Sensivelmente a meio do jogo, o enredo de Final Fantasy XVI despe-se de qualquer pretensão e assume-se como uma história descaradamente Final Fantasy, com tudo o que isso acarreta. Não faltam momentos épicos de encher o olho, e outros facilmente previsíveis, mas que não são suficientes para azedar a sua qualidade. Pessoalmente, e ainda que não a coloque no meu pódio pessoal das histórias de Final Fantasy, a verdade é que desfrutei bastante da história.

É o meu turno

O combate de Final Fantasy XVI quebra completamente a tradição da franquia, através de um sistema focado na ação e intensidade. Para trás, ficaram os combates por turnos, a possibilidade de controlar diretamente outros personagens e até as ‘parties’ com vários elementos. Em troca, temos momentos de ação fantásticos, intensos e que culminam nas batalhas entre Eikons, verdadeiras armas de destruição massiva, capazes de arrasar reinos inteiros.

O arranque do sistema de combate é lento, e só depois de cerca de seis horas é que começamos a desbloquear novas habilidades e todo o potencial de Clive. À medida que progredimos no enredo, vamos ganhando acesso a novas habilidades, que podem ser compradas e melhoradas com recurso aos Ability Points. Um bom poemenor deste sistema é que podemos reembolsar as habilidades em praticamente qualquer momento do jogo, facilitando a experimentação de novos estilos de jogo.

Se até desbloquear o segundo conjunto de habilidades o combate de Final Fantasy é algo repetitivo, as coisas mudam completamente de figura assim que podemos fazer malabarismos com quatro ataques especiais diferentes. É um prazer tremendo destruir hordas de inimigos com combinações criativas, com explosões de magia, com toques de malabarismo pelos ares, para depois os esmagar no chão com um golpe de misericórdia.

Final Fantasy XVI é arrebatador desde os seus primeiros momentos.

A cereja no topo do bolo são obviamente as batalhas Eikons. Explosivos, titânicos, cataclísmicos – faltam os adjetivos para classificar o espetáculo destes momentos brilhantes. Tão rápido somos David à mercê de um Golias como nos transformamos numa monstruosidade gigantesca, obliterando Adamastores em belíssimos espetáculos de luzes e destruição.

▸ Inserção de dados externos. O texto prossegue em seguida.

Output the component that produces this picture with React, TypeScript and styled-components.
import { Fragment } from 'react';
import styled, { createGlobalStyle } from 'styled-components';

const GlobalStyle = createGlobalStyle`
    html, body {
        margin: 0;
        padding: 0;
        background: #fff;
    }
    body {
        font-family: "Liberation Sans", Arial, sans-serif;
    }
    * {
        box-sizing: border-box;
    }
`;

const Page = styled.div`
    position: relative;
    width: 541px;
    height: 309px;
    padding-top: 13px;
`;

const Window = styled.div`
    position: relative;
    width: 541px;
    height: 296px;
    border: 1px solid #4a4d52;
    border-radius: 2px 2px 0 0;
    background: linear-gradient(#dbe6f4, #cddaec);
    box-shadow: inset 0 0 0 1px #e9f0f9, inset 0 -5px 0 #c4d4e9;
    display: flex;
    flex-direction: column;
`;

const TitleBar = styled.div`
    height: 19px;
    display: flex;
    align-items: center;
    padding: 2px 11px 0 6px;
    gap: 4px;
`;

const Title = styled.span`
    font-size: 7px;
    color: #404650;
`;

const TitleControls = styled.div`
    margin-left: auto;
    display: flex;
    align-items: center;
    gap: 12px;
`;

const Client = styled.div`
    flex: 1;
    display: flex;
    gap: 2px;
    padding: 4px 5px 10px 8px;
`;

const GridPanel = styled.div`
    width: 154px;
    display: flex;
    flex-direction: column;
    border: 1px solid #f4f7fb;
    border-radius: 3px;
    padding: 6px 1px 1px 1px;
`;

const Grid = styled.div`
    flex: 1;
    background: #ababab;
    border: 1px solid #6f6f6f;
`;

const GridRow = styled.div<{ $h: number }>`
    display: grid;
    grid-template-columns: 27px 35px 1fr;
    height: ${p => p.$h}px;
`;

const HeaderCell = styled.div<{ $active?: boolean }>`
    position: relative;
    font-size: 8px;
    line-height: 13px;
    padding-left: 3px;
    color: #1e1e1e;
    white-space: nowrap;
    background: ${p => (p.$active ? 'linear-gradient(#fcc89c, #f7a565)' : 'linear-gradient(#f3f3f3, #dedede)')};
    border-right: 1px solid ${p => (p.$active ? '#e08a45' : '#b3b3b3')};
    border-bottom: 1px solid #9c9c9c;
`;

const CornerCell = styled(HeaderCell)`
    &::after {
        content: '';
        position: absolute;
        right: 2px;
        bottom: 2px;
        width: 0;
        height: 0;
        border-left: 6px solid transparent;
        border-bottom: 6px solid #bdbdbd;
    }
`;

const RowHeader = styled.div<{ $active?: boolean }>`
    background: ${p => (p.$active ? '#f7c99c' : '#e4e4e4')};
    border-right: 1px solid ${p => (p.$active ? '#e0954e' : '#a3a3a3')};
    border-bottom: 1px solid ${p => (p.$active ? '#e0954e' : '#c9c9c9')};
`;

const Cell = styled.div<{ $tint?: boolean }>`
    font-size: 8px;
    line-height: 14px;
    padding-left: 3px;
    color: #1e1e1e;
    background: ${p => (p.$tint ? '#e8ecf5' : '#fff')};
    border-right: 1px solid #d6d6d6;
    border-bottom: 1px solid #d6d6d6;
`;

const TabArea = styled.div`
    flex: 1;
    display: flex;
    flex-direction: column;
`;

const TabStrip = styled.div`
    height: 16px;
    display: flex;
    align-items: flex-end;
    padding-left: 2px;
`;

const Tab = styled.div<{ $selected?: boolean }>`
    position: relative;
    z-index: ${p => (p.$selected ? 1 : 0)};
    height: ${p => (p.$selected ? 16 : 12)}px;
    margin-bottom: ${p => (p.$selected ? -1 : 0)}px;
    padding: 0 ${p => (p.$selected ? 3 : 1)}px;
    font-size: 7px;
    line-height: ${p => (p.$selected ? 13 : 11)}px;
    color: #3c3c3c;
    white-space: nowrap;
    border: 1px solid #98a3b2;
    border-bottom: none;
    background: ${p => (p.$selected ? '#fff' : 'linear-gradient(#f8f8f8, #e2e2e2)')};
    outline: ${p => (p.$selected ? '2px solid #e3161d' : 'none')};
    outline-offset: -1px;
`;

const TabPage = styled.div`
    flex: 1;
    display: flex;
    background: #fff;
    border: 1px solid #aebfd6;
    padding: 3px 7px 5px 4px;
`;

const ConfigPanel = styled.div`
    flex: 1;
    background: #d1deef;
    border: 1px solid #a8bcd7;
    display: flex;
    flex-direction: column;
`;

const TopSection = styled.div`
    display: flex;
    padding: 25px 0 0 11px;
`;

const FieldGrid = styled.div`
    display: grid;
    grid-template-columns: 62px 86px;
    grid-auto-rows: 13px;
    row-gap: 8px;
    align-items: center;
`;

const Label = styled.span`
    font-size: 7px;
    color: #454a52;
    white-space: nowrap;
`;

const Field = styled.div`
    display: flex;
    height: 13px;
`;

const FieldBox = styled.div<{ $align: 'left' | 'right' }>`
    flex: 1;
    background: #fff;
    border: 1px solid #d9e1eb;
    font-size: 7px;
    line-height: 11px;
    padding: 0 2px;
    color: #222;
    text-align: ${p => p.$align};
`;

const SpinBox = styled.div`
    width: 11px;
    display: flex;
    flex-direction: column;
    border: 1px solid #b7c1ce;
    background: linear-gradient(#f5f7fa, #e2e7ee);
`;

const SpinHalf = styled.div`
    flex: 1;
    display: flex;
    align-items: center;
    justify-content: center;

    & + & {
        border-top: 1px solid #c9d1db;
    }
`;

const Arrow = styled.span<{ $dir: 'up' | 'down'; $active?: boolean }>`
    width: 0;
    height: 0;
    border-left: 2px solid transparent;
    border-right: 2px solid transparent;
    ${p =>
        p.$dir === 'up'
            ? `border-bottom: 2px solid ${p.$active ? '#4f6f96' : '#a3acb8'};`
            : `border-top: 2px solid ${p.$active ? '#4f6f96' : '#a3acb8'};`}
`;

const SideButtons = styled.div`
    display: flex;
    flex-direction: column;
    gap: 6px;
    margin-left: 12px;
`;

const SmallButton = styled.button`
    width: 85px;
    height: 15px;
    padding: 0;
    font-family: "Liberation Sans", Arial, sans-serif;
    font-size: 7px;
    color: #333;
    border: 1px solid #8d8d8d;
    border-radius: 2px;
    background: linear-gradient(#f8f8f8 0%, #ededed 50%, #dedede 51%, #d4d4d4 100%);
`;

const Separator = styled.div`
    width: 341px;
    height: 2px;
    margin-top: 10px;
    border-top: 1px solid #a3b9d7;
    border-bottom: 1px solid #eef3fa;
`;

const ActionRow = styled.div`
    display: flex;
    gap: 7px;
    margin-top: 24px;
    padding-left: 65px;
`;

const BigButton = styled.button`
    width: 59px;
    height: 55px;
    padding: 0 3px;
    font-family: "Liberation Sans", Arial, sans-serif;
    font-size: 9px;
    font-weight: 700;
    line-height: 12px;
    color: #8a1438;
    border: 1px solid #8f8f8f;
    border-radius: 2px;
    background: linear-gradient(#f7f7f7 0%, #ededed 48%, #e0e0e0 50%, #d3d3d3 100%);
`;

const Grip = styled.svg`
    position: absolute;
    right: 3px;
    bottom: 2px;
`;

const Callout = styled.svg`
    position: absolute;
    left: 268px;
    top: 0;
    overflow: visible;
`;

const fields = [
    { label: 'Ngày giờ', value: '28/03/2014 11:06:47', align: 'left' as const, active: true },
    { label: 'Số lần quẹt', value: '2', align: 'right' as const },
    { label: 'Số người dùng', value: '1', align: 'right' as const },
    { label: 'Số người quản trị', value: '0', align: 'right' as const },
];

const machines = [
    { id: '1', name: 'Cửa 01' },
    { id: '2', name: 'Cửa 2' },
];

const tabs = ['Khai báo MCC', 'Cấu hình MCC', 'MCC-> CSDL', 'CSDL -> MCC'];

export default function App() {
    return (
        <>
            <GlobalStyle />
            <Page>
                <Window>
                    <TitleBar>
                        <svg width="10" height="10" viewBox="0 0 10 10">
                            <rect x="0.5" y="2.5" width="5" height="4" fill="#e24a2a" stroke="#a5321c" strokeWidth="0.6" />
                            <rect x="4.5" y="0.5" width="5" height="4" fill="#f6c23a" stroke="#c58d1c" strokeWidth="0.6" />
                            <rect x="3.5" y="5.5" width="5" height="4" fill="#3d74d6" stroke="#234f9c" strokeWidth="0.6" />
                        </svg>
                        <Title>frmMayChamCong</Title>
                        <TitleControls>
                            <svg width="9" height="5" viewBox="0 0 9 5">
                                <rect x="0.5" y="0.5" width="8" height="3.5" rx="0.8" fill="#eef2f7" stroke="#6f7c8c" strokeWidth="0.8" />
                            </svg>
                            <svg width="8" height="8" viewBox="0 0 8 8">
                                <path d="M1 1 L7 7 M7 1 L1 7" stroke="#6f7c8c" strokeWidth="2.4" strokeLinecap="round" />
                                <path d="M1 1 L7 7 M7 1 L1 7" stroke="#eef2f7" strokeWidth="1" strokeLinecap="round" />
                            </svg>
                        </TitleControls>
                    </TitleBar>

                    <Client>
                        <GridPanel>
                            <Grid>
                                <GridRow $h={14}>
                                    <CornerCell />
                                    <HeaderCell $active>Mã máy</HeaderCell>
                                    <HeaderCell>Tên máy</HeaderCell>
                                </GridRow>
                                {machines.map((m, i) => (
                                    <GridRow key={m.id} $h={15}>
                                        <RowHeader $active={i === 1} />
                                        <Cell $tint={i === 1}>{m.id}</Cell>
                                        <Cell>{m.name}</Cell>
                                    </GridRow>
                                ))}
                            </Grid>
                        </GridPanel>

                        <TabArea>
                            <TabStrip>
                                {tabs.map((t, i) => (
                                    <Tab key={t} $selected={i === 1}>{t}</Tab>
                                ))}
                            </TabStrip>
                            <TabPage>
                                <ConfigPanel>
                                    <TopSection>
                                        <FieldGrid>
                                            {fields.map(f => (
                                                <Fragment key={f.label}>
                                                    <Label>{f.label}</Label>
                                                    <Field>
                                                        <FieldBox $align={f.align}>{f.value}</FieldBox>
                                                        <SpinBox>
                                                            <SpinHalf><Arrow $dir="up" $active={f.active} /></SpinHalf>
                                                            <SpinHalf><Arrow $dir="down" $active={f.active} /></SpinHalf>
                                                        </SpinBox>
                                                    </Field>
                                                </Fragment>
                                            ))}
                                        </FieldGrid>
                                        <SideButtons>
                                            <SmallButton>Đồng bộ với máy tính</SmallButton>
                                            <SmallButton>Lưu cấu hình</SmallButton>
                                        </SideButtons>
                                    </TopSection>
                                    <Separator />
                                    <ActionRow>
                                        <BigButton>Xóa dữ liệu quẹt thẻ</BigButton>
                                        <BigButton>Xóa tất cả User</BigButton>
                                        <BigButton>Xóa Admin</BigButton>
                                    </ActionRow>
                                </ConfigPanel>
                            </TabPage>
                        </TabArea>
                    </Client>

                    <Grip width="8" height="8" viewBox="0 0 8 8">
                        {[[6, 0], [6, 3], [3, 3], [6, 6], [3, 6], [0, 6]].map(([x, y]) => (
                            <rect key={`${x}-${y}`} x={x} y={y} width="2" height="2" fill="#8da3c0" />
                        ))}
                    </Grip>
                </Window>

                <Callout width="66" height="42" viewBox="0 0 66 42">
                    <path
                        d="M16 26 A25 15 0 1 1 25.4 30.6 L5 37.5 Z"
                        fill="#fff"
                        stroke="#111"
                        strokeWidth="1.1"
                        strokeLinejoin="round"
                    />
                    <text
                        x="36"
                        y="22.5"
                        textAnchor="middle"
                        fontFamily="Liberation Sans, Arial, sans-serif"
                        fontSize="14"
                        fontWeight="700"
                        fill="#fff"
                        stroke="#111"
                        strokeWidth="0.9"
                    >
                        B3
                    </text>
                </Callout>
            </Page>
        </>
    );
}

Mesmo que sejam mecanicamente mais simples, repletas de Quick-Time Events, e que em muitos momentos me tenha colocado no lugar de passageiro, a escala das batalhas Eikon são memoráveis e arrebataram-me por completo. Como se isso não bastasse, são acompanhadas por uma banda sonora absolutamente incrível, que pauta a intensidade da ação do primeiro ao último golpe.

Vestido para não impressionar

Com uma maior aposta na ação, Final Fantasy XVI não se desprendeu totalmente de todos os elementos RPG que lhe são típicos, nomeadamente a progressão por níveis e a itemização. Historicamente, Final Fantasy nunca teve um sistema de itens particularmente profundo, especialmente quando comparado a muitos dos seus contemporâneos. Em Final Fantasy XVI, este fato é particularmente notório, tendo em conta que o impacto do equipamento de Clive é praticamente nulo. O nosso herói apenas pode equipar espadas, que diferem apenas no aspeto e no dano que infligem. No que toca ao equipamento defensivo, a história é a mesma – as armaduras apenas aumentam o número relativo à defesa, o que não tem qualquer impacto na forma como jogamos. Só os acessórios é que apresentam uma diferença palpável no nosso gameplay, ainda que pequena, com opções que reduzem o cooldown de algumas habilidades, ou a sua duração.

Não há muita expressão e agência em termos de itemização.

Também não temos qualquer tipo de agência quando subimos de nível. Clive fica mais forte e ponto final, os seus atributos aumentam, sem que eu tenha qualquer escolha ou decisão sobre isso. Tudo junto, é um sistema linear e vertical, onde a influência principal que tenho sobre a minha build e estilo de jogo prende-se diretamente com as quatro habilidades especiais equipadas.

Se o futuro de Final Fantasy passa por um sistema de combate de ação, então quero mais. Quero mais ambição e possibilidades, quero poder trocar de armas, moldar o meu personagem, torná-lo num brutamontes capaz de empunhar machados gigantes ou num lutador ágil e rápido, com um punhal em cada mão. Acima de tudo, quero mais possibilidades de expressão de gameplay. O sistema de combate de Final Fantasy XVI é bastante bom, mas ficou tão perto de ser glorioso que não consigo deixar de imaginar o que podia ter sido, caso Yoshi-P e companhia tivessem sido ainda mais destemidos e ambiciosos.